April 01, 2026 — 05:35 am EDT
Written by
Billy Duberstein for
The Motley Fool->
-
-
-
-
-
Key Points
- Last week, Google Research released TurboQuant, enabling faster AI inference with greater context.
- The market sold off Micron and associated memory semiconductor equipment stocks, fearing demand will go down.
- However, the impact is much more nuanced, and TurboQuant could actually end up being a positive.
- 10 stocks we like better than Micron Technology ›
A little over a year ago, A Chinese quantitative hedge fund-turned-AI lab released an advanced AI model called DeepSeek. While there is some debate about exactly how cheaply and on what chips DeepSeek was trained, there is no doubt that DeepSeek implemented novel innovations that greatly boosted the efficiency of training an AI model with fewer and "less good" semiconductors.

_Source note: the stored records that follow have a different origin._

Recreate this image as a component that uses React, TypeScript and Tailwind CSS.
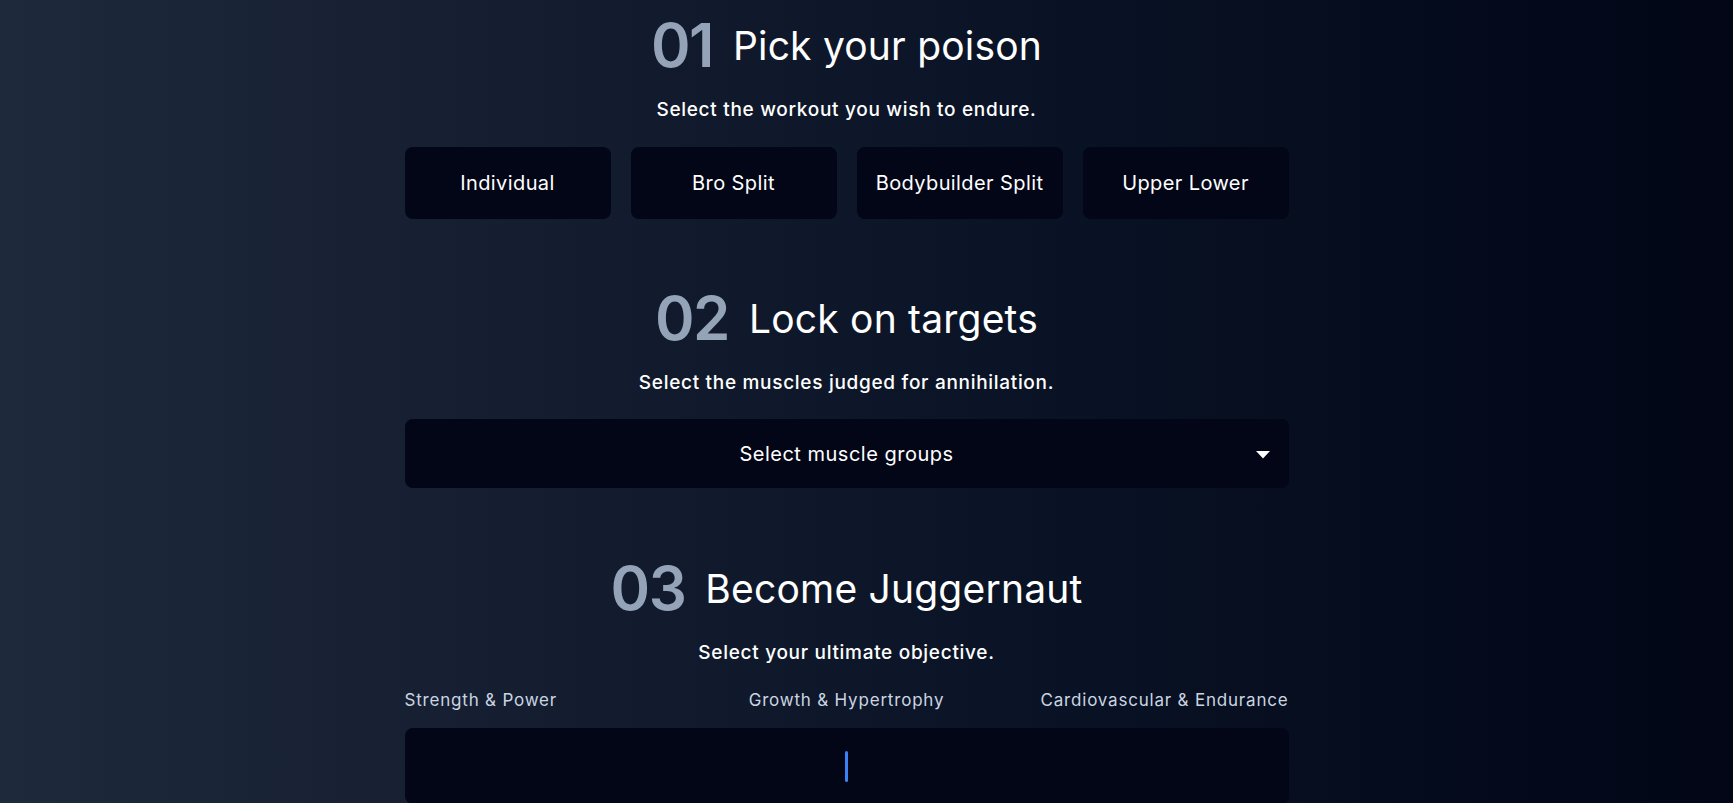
import React from "react";

function Heading({ num, title }: { num: string; title: string }) {
  return (
    <div className="flex h-[60px] items-center justify-center gap-[20px]">
      <span className="text-[60px] font-semibold leading-none tracking-tight text-[#94a3b8]">{num}</span>
      <span className="text-[39px] font-normal leading-none tracking-[0.2px] text-white">{title}</span>
    </div>
  );
}

function Sub({ children }: { children: React.ReactNode }) {
  return (
    <p className="mt-[21px] h-[28px] text-center text-[19px] font-medium leading-[28px] tracking-[0.7px] text-white">
      {children}
    </p>
  );
}

export default function App() {
  const splits = ["Individual", "Bro Split", "Bodybuilder Split", "Upper Lower"];
  return (
    <div
      className="min-h-screen w-full bg-gradient-to-r from-[#1e293b] to-[#020617] pr-[40px]"
      style={{ fontFamily: "Inter, 'Noto Sans', sans-serif" }}
    >
      <div className="mx-auto flex w-[884px] flex-col pb-16 pt-[15px]">
        <Heading num="01" title="Pick your poison" />
        <Sub>Select the workout you wish to endure.</Sub>
        <div className="mt-[23px] grid grid-cols-4 gap-5">
          {splits.map((s) => (
            <button
              key={s}
              className="flex h-[72px] items-center justify-center rounded-lg bg-[#020617] text-[20px] font-normal tracking-[0.4px] text-white"
            >
              {s}
            </button>
          ))}
        </div>

        <div className="mt-[69px]">
          <Heading num="02" title="Lock on targets" />
        </div>
        <Sub>Select the muscles judged for annihilation.</Sub>
        <div className="relative mt-[22px] flex h-[69px] items-center justify-center rounded-lg bg-[#020617]">
          <span className="text-[20px] font-normal tracking-[0.5px] text-white">Select muscle groups</span>
          <svg className="absolute right-[19px] top-[32px]" width="14" height="8" viewBox="0 0 14 8">
            <polygon points="0,0 14,0 7,7.5" fill="#ffffff" />
          </svg>
        </div>

        <div className="mt-[70px]">
          <Heading num="03" title="Become Juggernaut" />
        </div>
        <Sub>Select your ultimate objective.</Sub>
        <div className="mt-[21px] grid grid-cols-3 text-[17px] leading-6 tracking-[0.8px] text-[#cbd5e1]">
          <span className="whitespace-nowrap text-left">Strength &amp; Power</span>
          <span className="whitespace-nowrap text-center">Growth &amp; Hypertrophy</span>
          <span className="whitespace-nowrap text-right">Cardiovascular &amp; Endurance</span>
        </div>
        <div className="mt-4 flex h-[76px] items-center justify-center rounded-lg bg-[#020617]">
          <div className="h-[31px] w-[3px] rounded-full bg-[#3b82f6]" />
        </div>
      </div>
    </div>
  );
}
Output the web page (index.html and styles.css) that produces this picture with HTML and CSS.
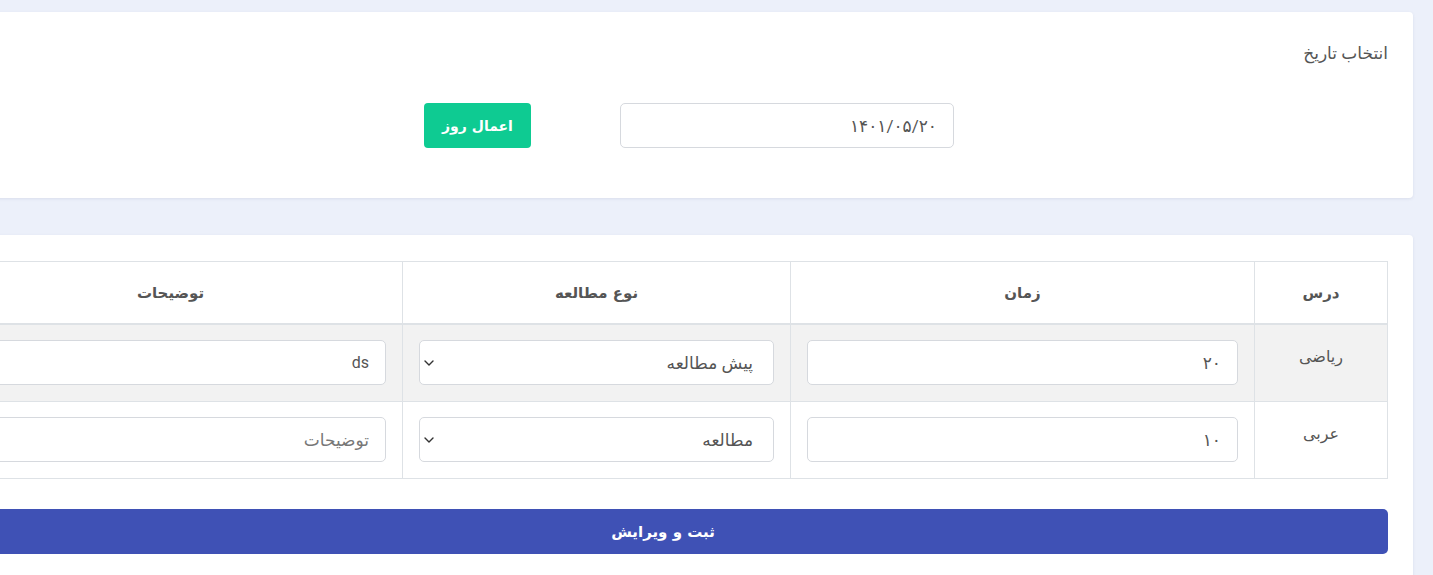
FILE: index.html
```html
<!DOCTYPE html>
<html dir="rtl" lang="fa">
<head>
<meta charset="utf-8">
<title>برنامه مطالعه</title>
<link rel="stylesheet" href="styles.css">
</head>
<body>
<main class="page">
  <section class="card date-card">
    <div class="card-title">انتخاب تاریخ</div>
    <div class="date-row">
      <input class="form-control date-input" type="text" value="۱۴۰۱/۰۵/۲۰">
      <button class="btn btn-green" type="button">اعمال روز</button>
    </div>
  </section>

  <section class="card table-card">
    <table class="study-table">
      <colgroup>
        <col class="c-lesson">
        <col class="c-time">
        <col class="c-type">
        <col class="c-desc">
      </colgroup>
      <thead>
        <tr>
          <th>درس</th>
          <th>زمان</th>
          <th>نوع مطالعه</th>
          <th>توضیحات</th>
        </tr>
      </thead>
      <tbody>
        <tr class="striped">
          <td class="lesson">ریاضی</td>
          <td><input class="form-control" type="text" value="۲۰"></td>
          <td>
            <div class="select-wrap">
              <select class="form-control form-select">
                <option selected>پیش مطالعه</option>
                <option>مطالعه</option>
              </select>
              <svg class="chev" width="10" height="6" viewBox="0 0 10 6" aria-hidden="true"><path d="M1 1l4 4 4-4" fill="none" stroke="#333" stroke-width="1.4" stroke-linecap="round" stroke-linejoin="round"/></svg>
            </div>
          </td>
          <td><input class="form-control latin" type="text" value="ds"></td>
        </tr>
        <tr>
          <td class="lesson">عربی</td>
          <td><input class="form-control" type="text" value="۱۰"></td>
          <td>
            <div class="select-wrap">
              <select class="form-control form-select">
                <option>پیش مطالعه</option>
                <option selected>مطالعه</option>
              </select>
              <svg class="chev" width="10" height="6" viewBox="0 0 10 6" aria-hidden="true"><path d="M1 1l4 4 4-4" fill="none" stroke="#333" stroke-width="1.4" stroke-linecap="round" stroke-linejoin="round"/></svg>
            </div>
          </td>
          <td><input class="form-control" type="text" placeholder="توضیحات"></td>
        </tr>
      </tbody>
    </table>
    <button class="btn btn-primary btn-block" type="button">ثبت و ویرایش</button>
  </section>
</main>
</body>
</html>
```

FILE: styles.css
```css
html {
  background: #ecf0fa;
  overflow: hidden;
}

body {
  margin: 0;
  overflow: hidden;
  font-family: Roboto, "DejaVu Sans", sans-serif;
  color: #555;
}

.page {
  width: 1500px;
  margin-right: 20px;
  padding-top: 12px;
}

.card {
  background: #fff;
  border-radius: 4px;
  box-shadow: 0 1px 3px rgba(90, 100, 140, 0.12);
  padding: 0 25px;
}

.date-card {
  padding-top: 29px;
  padding-bottom: 50px;
}

.card-title {
  font-size: 17px;
  line-height: 24px;
  color: #555;
}

.date-row {
  display: flex;
  align-items: center;
  gap: 89px;
  margin-top: 38px;
  padding-right: 434px;
}

.form-control {
  box-sizing: border-box;
  height: 45px;
  width: 100%;
  border: 1px solid #d6d9de;
  border-radius: 5px;
  background: #fff;
  padding: 0 16px;
  font-family: Roboto, "DejaVu Sans", sans-serif;
  font-size: 17px;
  color: #555;
  outline: none;
  margin: 0;
}

.form-control::placeholder {
  color: #777;
}

.latin {
  font-size: 16px;
}

.date-input {
  width: 334px;
}

.btn {
  box-sizing: border-box;
  border: 0;
  border-radius: 4px;
  color: #fff;
  font-family: "DejaVu Sans", sans-serif;
  font-weight: bold;
  font-size: 14px;
  height: 45px;
  cursor: pointer;
}

.btn-green {
  width: 107px;
  background: #0ecb92;
}

.table-card {
  margin-top: 37px;
  padding-top: 26px;
  padding-bottom: 30px;
}

.study-table {
  width: 100%;
  table-layout: fixed;
  border-collapse: collapse;
  font-size: 15px;
}

.c-lesson { width: 133px; }
.c-time { width: 464px; }
.c-type { width: 388px; }

.study-table th,
.study-table td {
  border: 1px solid #dee2e6;
  text-align: center;
}

.study-table th {
  height: 61px;
  padding: 0 16px;
  font-family: "DejaVu Sans", sans-serif;
  font-weight: bold;
  font-size: 15px;
  color: #555;
  border-bottom: 2px solid #dee2e6;
}

.study-table td {
  padding: 15px 16px 16px;
  vertical-align: middle;
}

.study-table td.lesson {
  vertical-align: top;
  padding-top: 22px;
  font-size: 16px;
  color: #555;
}

.study-table tr.striped td {
  background: #f2f2f2;
}

.select-wrap {
  position: relative;
}

.form-select {
  appearance: none;
  -webkit-appearance: none;
  padding-right: 20px;
}

.chev {
  position: absolute;
  left: 5px;
  top: 20px;
  pointer-events: none;
}

.btn-primary {
  background: #3f51b5;
  border-radius: 5px;
}

.btn-block {
  display: block;
  width: 100%;
  margin-top: 30px;
  font-size: 15px;
}
```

AI semiconductor and memory stocks sold off sharply on the news, based on the surface-level impression that AI companies wouldn't need to buy so many logic and memory chips. However, we all now know that these stocks subsequently rebounded, and then some, as greater model efficiency didn't impede chip demand. Rather, AI companies used the efficiency gains to invest in even more advanced models, increasing overall demand for computing power and memory.
Will AI create the world's first trillionaire? Our team just released a report on the one little-known company, called an "Indispensable Monopoly" providing the critical technology Nvidia and Intel both need. Continue »
Last week, Alphabet's (NASDAQ: GOOG) (NASDAQ: GOOGL) Google Research released TurboQuant, a software-based AI memory compression technology that enables much more efficient inference with less memory. In response, major memory companies such as Micron (NASDAQ: MU) and its suppliers sold off sharply.
However, is this just another DeepSeek moment investors should buy?
What is TurboQuant?
TurboQuant significantly increases capacity and speeds up key-value cache (KV cache) in AI inference. KV-cache is a type of memory that enables an AI algorithm to retain previous context without recalculating all prior tokens to generate new ones. KV-cache is, therefore, a sort of "story" of the AI's prior output.
But if KV-cache is the "story" of past context, TurboQuant is a quick but accurate "summary" of that story.
In layperson's terms, TurboQuant works like this. An AI model understands context by storing data as vectors, or multidimensional charts with several "embeddings," or points within an X-Y-Z axis. A token with a similar vector to another means it has a similar relationship.
For simplicity's sake, let's assume an X-Y plane. So one embedding might be delineated by the direction "go three spaces east and four spaces north."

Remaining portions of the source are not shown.